These Astute Bets Helped Hedge Funds Win Big

By Andrew Bloomenthal | Updated May 15, 2014 AAA

The 25 highest-paid hedge fund managers across the globe have collectively earned $21.1 billion in 2013 – a 50% increase from the previous year, according to a recently-published survey by Institutional Investor’s Alpha magazine. The jump in fees is mainly due to some of the most robust equity markets since the fiscal collapse of 2008.

Betting Big On Airlines, Walking Away

Topping the list as the highest-paid manager for the second year running is David Tepper, founder of Short Hills, N.J.-based Appaloosa Management. Tepper took in $3.5 billion, largely thanks to his correctly bullish stance on the U.S. airline industry, including bets on Chicago's United Continental Holding, Inc. (NYSE:UAL) and Fort Worth, Texas-based American Airlines Group, Inc. (Nasdaq:AAL).

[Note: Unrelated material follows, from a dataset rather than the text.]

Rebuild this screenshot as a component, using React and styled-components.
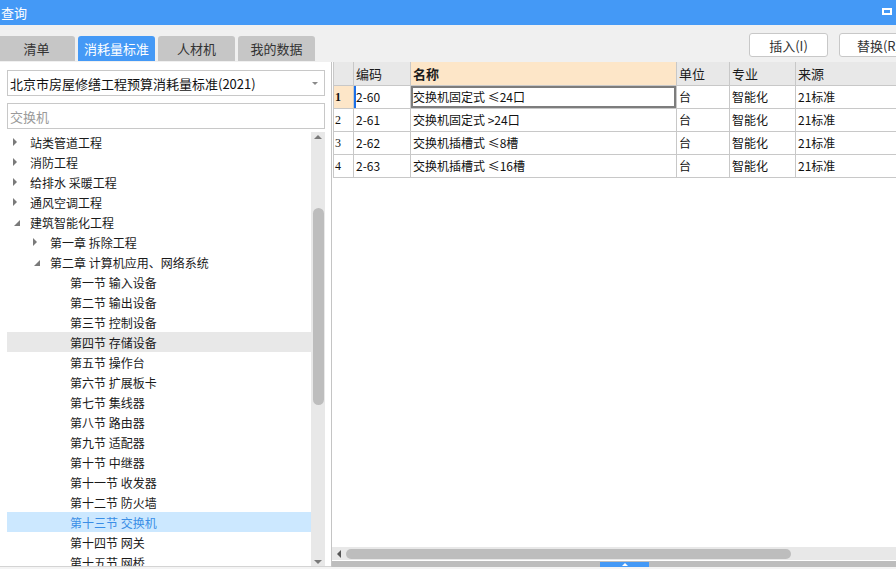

Steven Cohen, the founder of Stamford Conn.-based SAC Capital, came in second place, despite the $1.8 billion fine his firm paid to settle an insider trading case. Still, by collecting a 50% performance fee, Cohen took in an impressive $2.4 billion. He hit it big with bets on Boise, Idaho-based semiconductor manufacturer Micron Technology, Inc. (Nasdaq:MU) and Florham Park, N.J.-based Zoetis, Inc. (NYSE:ZTS), a maker of animal vaccines and medicines.

SAC Capital recently changed its name to Point72 Asset Management to signal that it has closed itself off to outside investors in order to focus exclusively on managing Cohen’s personal assets. For this reason, Cohen likely will not appear on Alpha Magazine’s future lists, which only track firms that manage outside assets.

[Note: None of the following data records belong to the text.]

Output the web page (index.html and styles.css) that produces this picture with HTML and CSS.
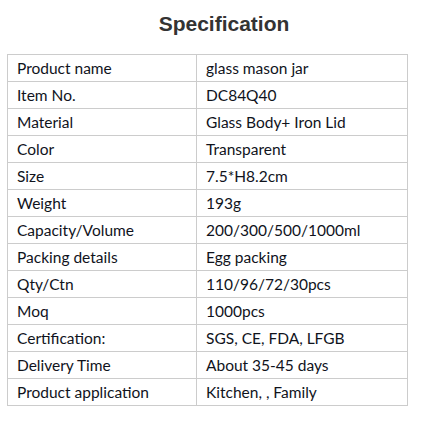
FILE: index.html
```html
<!DOCTYPE html>
<html>
<head>
<meta charset="utf-8">
<link rel="stylesheet" href="styles.css">
</head>
<body>
<div class="wrap">
  <h2 class="title">Specification</h2>
  <table class="spec">
    <tr><td class="k">Product name</td><td>glass mason jar</td></tr>
    <tr><td class="k">Item No.</td><td>DC84Q40</td></tr>
    <tr><td class="k">Material</td><td>Glass Body+ Iron Lid</td></tr>
    <tr><td class="k">Color</td><td>Transparent</td></tr>
    <tr><td class="k">Size</td><td>7.5*H8.2cm</td></tr>
    <tr><td class="k">Weight</td><td>193g</td></tr>
    <tr><td class="k">Capacity/Volume</td><td>200/300/500/1000ml</td></tr>
    <tr><td class="k">Packing details</td><td>Egg packing</td></tr>
    <tr><td class="k">Qty/Ctn</td><td>110/96/72/30pcs</td></tr>
    <tr><td class="k">Moq</td><td>1000pcs</td></tr>
    <tr><td class="k">Certification:</td><td>SGS, CE, FDA, LFGB</td></tr>
    <tr><td class="k">Delivery Time</td><td>About 35-45 days</td></tr>
    <tr><td class="k">Product application</td><td>Kitchen, , Family</td></tr>
  </table>
</div>
</body>
</html>
```
FILE: styles.css
```css
html, body { margin: 0; padding: 0; background: #fff; }
.wrap { padding: 0 0 0 7px; width: 401px; }
.title {
  margin: 0;
  padding: 12px 0 0 33px;
  height: 54px;
  box-sizing: border-box;
  font-family: "Liberation Sans", Arial, sans-serif;
  font-weight: bold;
  font-size: 21px;
  line-height: 24px;
  color: #333;
  text-align: center;
}
.spec {
  border-collapse: collapse;
  width: 401px;
  table-layout: fixed;
  font-family: Lato, "Open Sans", sans-serif;
  font-size: 15.5px;
  color: #10131c;
}
.spec td {
  border: 1px solid #cccccc;
  height: 26px;
  padding: 0 0 0 9px;
  box-sizing: border-box;
  vertical-align: middle;
  line-height: 26px;
}
.spec td.k { width: 189px; }
```
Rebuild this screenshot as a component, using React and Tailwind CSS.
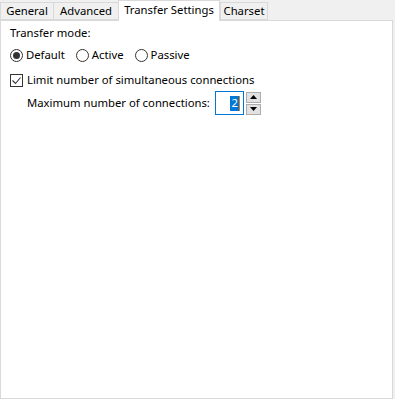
import React from 'react'

const TABS = [
  { label: 'General', w: 'w-[54px]' },
  { label: 'Advanced', w: 'w-[66px]' },
  { label: 'Transfer Settings', w: 'w-[102px]', active: true },
  { label: 'Charset', w: 'w-[48px]' },
]

function Radio({ checked, label }) {
  return (
    <label className="flex items-center gap-[3px]">
      <span className="w-[13px] h-[13px] rounded-full border border-[#333] bg-white flex items-center justify-center">
        {checked && <span className="w-[7px] h-[7px] rounded-full bg-[#333]" />}
      </span>
      <span>{label}</span>
    </label>
  )
}

function Spinner() {
  return (
    <div className="flex flex-col gap-px ml-[2px]">
      <span className="w-[15px] h-[11px] bg-[#e1e1e1] border border-[#adadad] flex items-center justify-center">
        <svg width="7" height="4" viewBox="0 0 7 4"><path d="M3.5 0L7 4H0z" fill="#000" /></svg>
      </span>
      <span className="w-[15px] h-[11px] bg-[#e1e1e1] border border-[#adadad] flex items-center justify-center">
        <svg width="7" height="4" viewBox="0 0 7 4"><path d="M0 0h7L3.5 4z" fill="#000" /></svg>
      </span>
    </div>
  )
}

export default function App() {
  return (
    <div className="w-[395px] h-[399px] bg-[#f0f0f0] text-[11.3px] text-black leading-none"
         style={{ fontFamily: '"Noto Sans", "Segoe UI", sans-serif' }}>
      {/* Tabs */}
      <div className="flex items-end h-[20px]">
        {TABS.map(t => t.active ? (
          <div key={t.label}
               className={`${t.w} h-[21px] -mb-px relative z-10 bg-white border border-b-0 border-[#d9d9d9] flex items-center justify-center pb-[2px]`}>
            {t.label}
          </div>
        ) : (
          <div key={t.label}
               className={`${t.w} h-[18px] -mr-px bg-[#f0f0f0] border border-[#d9d9d9] flex items-center justify-center`}>
            {t.label}
          </div>
        ))}
      </div>

      {/* Panel */}
      <div className="w-[393px] h-[379px] bg-white border border-[#d9d9d9] px-[9px] pt-[5px]">
        <div className="h-[14px] flex items-center">Transfer mode:</div>
        <div className="flex items-center gap-[11px] mt-[8px] h-[14px]">
          <Radio checked label="Default" />
          <Radio label="Active" />
          <Radio label="Passive" />
        </div>

        <label className="flex items-center gap-[4px] mt-[11px] h-[14px]">
          <span className="w-[13px] h-[13px] border border-[#333] bg-white flex items-center justify-center">
            <svg width="11" height="11" viewBox="0 0 11 11">
              <path d="M1.5 5.5l3 3 5-6" fill="none" stroke="#333" strokeWidth="1.1" />
            </svg>
          </span>
          <span>Limit number of simultaneous connections</span>
        </label>

        <div className="flex items-center mt-[4px] pl-[17px]">
          <span className="mr-[5px]">Maximum number of connections:</span>
          <div className="w-[29px] h-[24px] border border-[#0078d7] bg-white flex items-center justify-end pr-[3px]">
            <span className="bg-[#0078d7] text-white px-px h-[15px] flex items-center">2</span>
            <span className="w-px h-[15px] bg-[#e67e22]" />
          </div>
          <Spinner />
        </div>
      </div>
    </div>
  )
}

63% Return on Housing, Financials

Paulson & Co.’s John Paulson rounds out third place. By betting against the U.S. housing bubble and making large bets on financial stocks, he watched his Recovery Fund skyrocket by 63%, taking in $2.3 billion in fees in the process. He struck it big with a bet on Charlotte, N.C.-based Extended Stay America, Inc. (NYSE:STAY), whose shares surged 26% from its Nov. 13 IPO until the end of the month.

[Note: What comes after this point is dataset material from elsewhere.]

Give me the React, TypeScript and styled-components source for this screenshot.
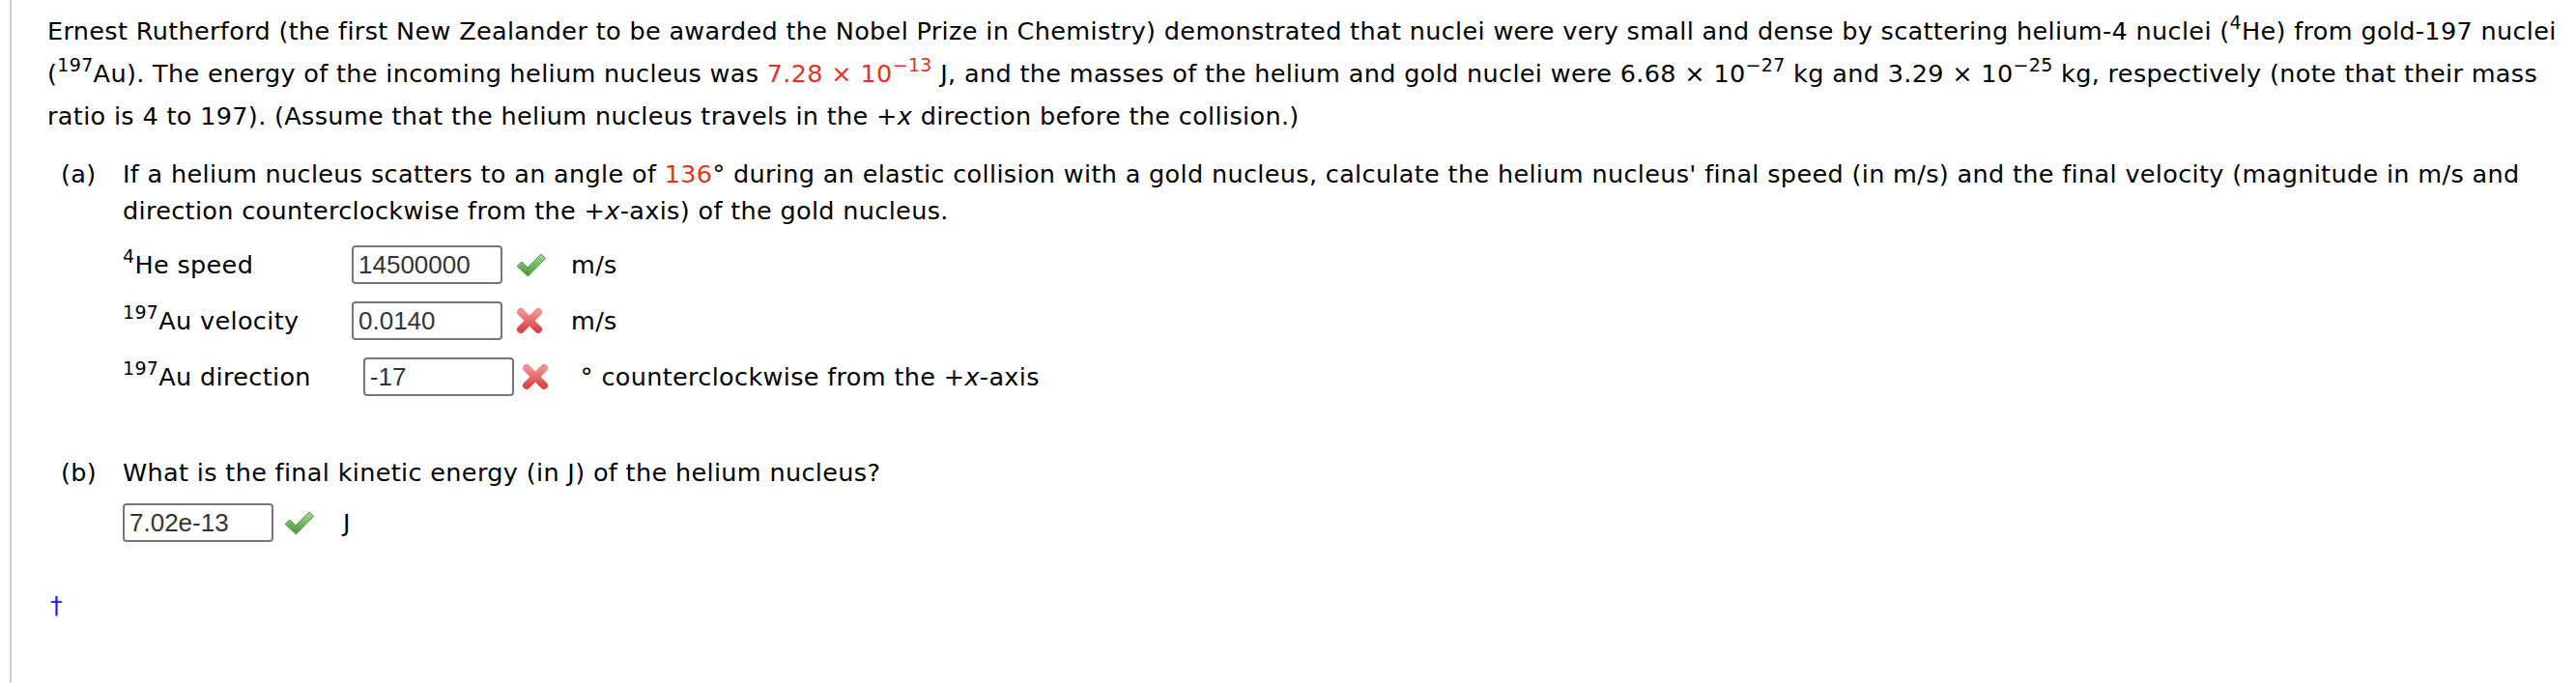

Jim Simons, founder of East Setauket, N.Y.-based computer-based trading fund Renaissance Technologies, hasn’t actively managed money for his firm in several years. But in 2013, the motorbike enthusiast took the management reins, earning $2.3 billion and a fourth-place finish. His biggest hit was a bet on New York-based Bristol Myers Squibb Co. (NYSE:BMY). At one point Renaissance owned $430 million worth of the pharmaceutical company's shares.

Other top earners include activist investor Dan Loeb, known for writing aggressive letters criticizing corporate managers as founder of New York’s Third Point LLC. He earned $700 million and placed ninth on the list with bets on Japan's Sony Corp. (NYSE:SNE), Sunnyvale, Calif.-based Yahoo! Inc. (Nasdaq:YHOO) and Finland's Nokia (NYSE:NOK). Ray Dalio, founder of Westport, Conn.-based Bridgewater Associates – the largest hedge fund by assets, made $600 million – an impressive feat, given that his fund fell short of double digit returns. Dalio bets on currency pairs, commodities, bonds, and, to a lesser extent, equities.

Typical hedge funds employ a “two and 20” fee structure, which claims 2% of assets under management, plus an incentive fee of 20% of the profits. Alpha Magazine calculates earnings based on fees the funds charge investors, factoring in stake managers have in the management companies that collect those fees.

The Bottom Line

Although top managers grew their 2013 earnings on some astute bets (and some corporate cajoling), the majority of hedge funds did not manage to beat out the general market. Case in point: while U.S. equities climbed more than 32%, the average hedge fund return was 9%, according to Hedge Fund Research.